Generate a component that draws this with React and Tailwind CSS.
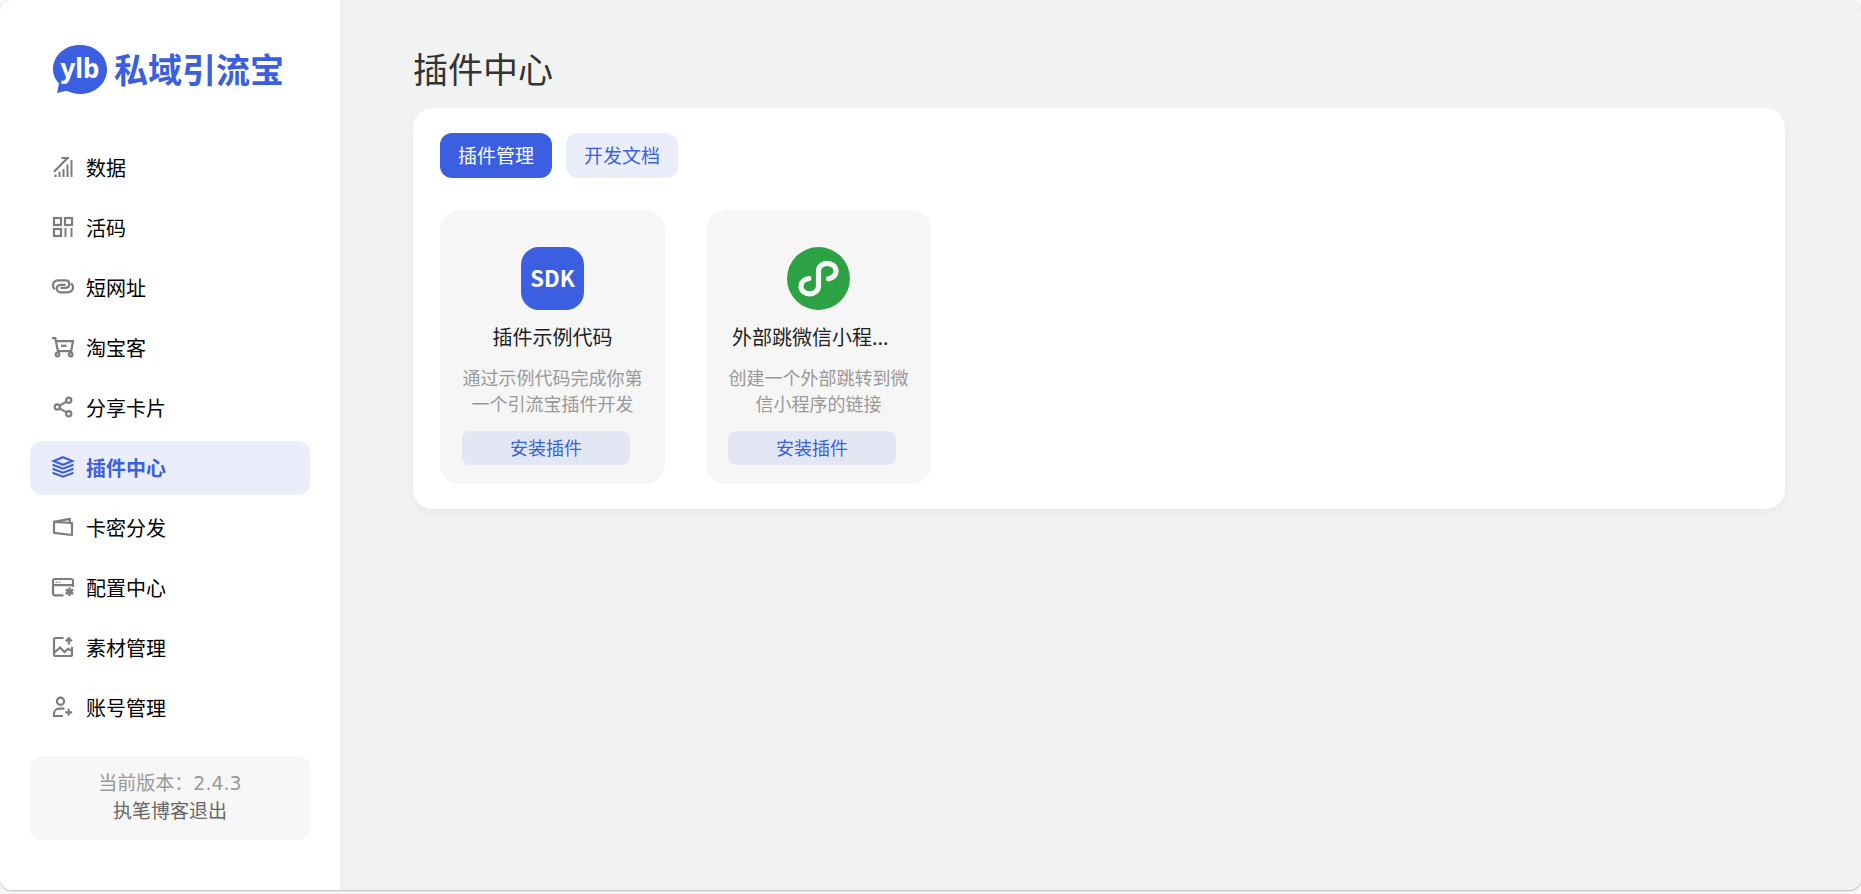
import { useState } from 'react';
import clsx from 'clsx';

const NavIcon = ({ children }) => (
  <svg
    className="w-[22px] h-[22px] shrink-0 overflow-visible"
    viewBox="0 0 22 22"
    fill="none"
    stroke="currentColor"
    strokeWidth="2.2"
    aria-hidden="true"
  >
    {children}
  </svg>
);

const menus = [
  {
    name: '数据',
    icon: (
      <>
        <path d="M3.5 17.5V20M7.5 14.7V20M11.5 12V20M15.5 7.5V20M19.5 3V20" strokeWidth="2" />
        <path d="M2 14.7L15.5 1M9.5 1H17" />
      </>
    )
  },
  {
    name: '活码',
    icon: (
      <>
        <rect x="2" y="1" width="7" height="7" />
        <rect x="13" y="1" width="7" height="7" />
        <rect x="2" y="12" width="7" height="7" />
        <path d="M13.5 11V20M19.5 11V20" strokeWidth="2" />
      </>
    )
  },
  {
    name: '短网址',
    icon: (
      <>
        <path d="M3 12.3C.6 10.6.4 7.4 2 5.2 3 3.8 4.6 3.3 6 3.3h7.5c5 0 5 7.5 0 7.5H8.5" />
        <path d="M19 6.3c2.4 1.7 2.6 4.9 1 7.1-1 1.4-2.6 1.9-4 1.9H8.5c-5 0-5-7.5 0-7.5h5" />
      </>
    )
  },
  {
    name: '淘宝客',
    icon: (
      <>
        <path d="M0 1h3.2L6 14.2h13.2l1.8-10H4" />
        <path d="M9 8.8h5.5" />
        <circle cx="5.5" cy="17.5" r="1.8" />
        <circle cx="18.7" cy="17.5" r="1.8" />
      </>
    )
  },
  {
    name: '分享卡片',
    icon: (
      <>
        <circle cx="16.7" cy="3.2" r="2.6" />
        <circle cx="5.3" cy="10" r="2.6" />
        <circle cx="16.7" cy="16.8" r="2.6" />
        <path d="M7.6 8.6L14.4 4.6M7.6 11.4L14.4 15.4" />
      </>
    )
  },
  {
    name: '插件中心',
    icon: (
      <>
        <path d="M11 .2L20.5 4 11 7.8 1.5 4z" strokeWidth="2" />
        <path d="M.5 7.8L11 11.8 21.5 7.8M.5 11.8L11 15.8 21.5 11.8M.5 15.8L11 19.8 21.5 15.8" strokeWidth="2" />
      </>
    )
  },
  {
    name: '卡密分发',
    icon: (
      <>
        <path d="M2 4.8L20 6V18L2 15.8z" strokeLinejoin="round" />
        <path d="M2 4.8L17.8 1.8V5.6" strokeLinejoin="round" />
      </>
    )
  },
  {
    name: '配置中心',
    icon: (
      <>
        <path d="M11.5 18.3H3a2 2 0 0 1-2-2V4a2 2 0 0 1 2-2h16a2 2 0 0 1 2 2v6M1 8.2h20" />
        <path d="M3.8 5.1h1.6M6.8 5.1h1.6" strokeWidth="1.4" />
        <path d="M17.5 10.5v8.6M13.8 12.6l7.4 4.3M13.8 16.9l7.4-4.3" strokeWidth="2.4" />
      </>
    )
  },
  {
    name: '素材管理',
    icon: (
      <>
        <path d="M11.5 1H3.5A1.5 1.5 0 0 0 2 2.5V17.5A1.5 1.5 0 0 0 3.5 19H18.5A1.5 1.5 0 0 0 20 17.5V10" />
        <path d="M2.5 15.5L8 10.5 12.5 15 16 11.8 20 14" />
        <path d="M16.8 7.5V1.3M13.8 4.2L16.8 1.2 19.8 4.2" />
      </>
    )
  },
  {
    name: '账号管理',
    icon: (
      <>
        <circle cx="8.5" cy="4.3" r="3.6" />
        <path d="M12.5 11.7H7a5 5 0 0 0-5 5V19h9M16.7 11.8v7M13.2 15.3h7" />
      </>
    )
  }
];

const plugins = [
  {
    name: '插件示例代码',
    desc: '通过示例代码完成你第一个引流宝插件开发',
    logo: (
      <div className="flex items-center justify-center w-[63px] h-[63px] pb-0.5 rounded-[18px] bg-[#3b5fe0] text-white text-[22px] font-bold">
        SDK
      </div>
    )
  },
  {
    name: '外部跳微信小程...',
    desc: '创建一个外部跳转到微信小程序的链接',
    logo: (
      <svg className="w-[63px] h-[63px]" viewBox="0 0 63 63" fill="none" aria-hidden="true">
        <circle cx="31.5" cy="31.5" r="31.5" fill="#2ca245" />
        <path
          d="M21.8 31.5C17 32.3 14 35.3 14 39.2c0 4.5 4 7.6 8.8 7.6s8.7-3.3 8.7-7.6V24c0-4.4 3.9-7.7 8.7-7.7S49 19.5 49 24c0 3.8-3 6.7-7.5 7.8"
          stroke="#f6f6f6"
          strokeWidth="5.2"
          strokeLinecap="round"
        />
      </svg>
    )
  }
];

const Logo = () => (
  <a href="#" className="flex items-center gap-[7px] h-[50px] pl-[53px] text-[#3b5fe0]">
    <svg className="w-[54px] h-[50px] shrink-0" viewBox="0 0 54 50" aria-hidden="true">
      <path d="M27 0C42 0 54 10.5 54 24.5S42 49 27 49c-5 0-9.5-1.2-13.5-3.2L4 48l2-9.5C2 34.5 0 29.5 0 24.5 0 10.500 12 0 27 0z" fill="currentColor" />
      <text x="27" y="33" textAnchor="middle" fill="#fff" fontSize="26" fontWeight="700" fontFamily="'Noto Sans', 'Open Sans', sans-serif">
        ylb
      </text>
    </svg>
    <span className="pb-0.5 text-[34px] leading-[48px] font-bold whitespace-nowrap">私域引流宝</span>
  </a>
);

const PluginCard = ({ plugin }) => (
  <div className="w-[225px] pt-[37px] pb-[19px] px-[22px] rounded-[20px] bg-[#f6f6f6]">
    <div className="flex justify-center">{plugin.logo}</div>
    <h3
      className={clsx(
        'mt-3 px-1 text-[20px] leading-[30px] text-[#1f1f1f] whitespace-nowrap',
        plugin.name.length > 8 ? 'text-left' : 'text-center'
      )}
    >
      {plugin.name}
    </h3>
    <p className="mt-3 text-center text-[18px] leading-[26px] text-[#999]">{plugin.desc}</p>
    <button type="button" className="block w-[168px] h-[34px] pb-0.5 mt-[15px] rounded-lg bg-[#e3e7f3] text-[18px] leading-8 text-[#3b5fe0]">
      安装插件
    </button>
  </div>
);

const App = () => {
  const [active, setActive] = useState('插件中心');
  const [tab, setTab] = useState('插件管理');

  return (
    <div className="min-h-screen flex flex-col pb-1 bg-[#f7f7f7] font-['Noto_Sans_CJK_SC',sans-serif] font-normal">
      <div className="flex-1 flex rounded-[12px] overflow-hidden bg-[#f1f3f3] shadow-[0_1px_2px_rgba(0,0,0,0.25)]">
        {/* Sidebar */}
        <aside className="w-[340px] shrink-0 pt-[45px] bg-white shadow-[0_0_10px_rgba(0,0,0,0.03)]">
          <Logo />
          <nav className="flex flex-col gap-[6px] mt-[46px] px-[30px]">
            {menus.map((item) => (
              <a
                key={item.name}
                href="#"
                onClick={() => setActive(item.name)}
                className={clsx(
                  'flex items-center gap-3 h-[54px] pb-px pl-[22px] rounded-[12px] text-[20px]',
                  active === item.name ? 'bg-[#eaeefb] text-[#3b5fe0] font-bold' : 'text-black'
                )}
              >
                <span className={active === item.name ? 'text-[#3b5fe0]' : 'text-[#7d7d7d]'}>
                  <NavIcon>{item.icon}</NavIcon>
                </span>
                {item.name}
              </a>
            ))}
          </nav>
          <div className="mt-[21px] mx-[30px] pt-3 pb-4 rounded-[12px] bg-[#f7f7f7] text-center text-[19px] leading-7">
            <p className="h-7 text-[#999]">
              当前版本：<span className="font-['DejaVu_Sans',sans-serif]">2.4.3</span>
            </p>
            <p className="h-7 text-[#666]">
              执笔博客<a href="#">退出</a>
            </p>
          </div>
        </aside>

        {/* Content */}
        <main className="flex-1 min-w-0 pt-[43px] pl-[73px] pr-[76px]">
          <h1 className="text-[35px] leading-[50px] text-[#333]">插件中心</h1>
          <section className="mt-[15px] pt-[25px] pb-[25px] px-[27px] rounded-[20px] bg-white shadow-[0_5px_10px_rgba(0,0,0,0.03)]">
            <div className="flex gap-[14px]">
              {['插件管理', '开发文档'].map((name) => (
                <button
                  key={name}
                  type="button"
                  onClick={() => setTab(name)}
                  className={clsx(
                    'w-[112px] h-[45px] rounded-[12px] text-[19px]',
                    tab === name ? 'bg-[#3b5fe0] text-white' : 'bg-[#eaeefb] text-[#3b5fe0]'
                  )}
                >
                  {name}
                </button>
              ))}
            </div>
            <div className="flex flex-wrap gap-[41px] mt-8">
              {plugins.map((plugin) => (
                <PluginCard key={plugin.name} plugin={plugin} />
              ))}
            </div>
          </section>
        </main>
      </div>
    </div>
  );
};

export default App;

#####

Your task is to restate word for word the lines from the top of the data to the line containing "import clsx from 'clsx';", both ends included, with every picture left out.

Generate a component that draws this with React and Tailwind CSS.
import { useState } from 'react';
import clsx from 'clsx';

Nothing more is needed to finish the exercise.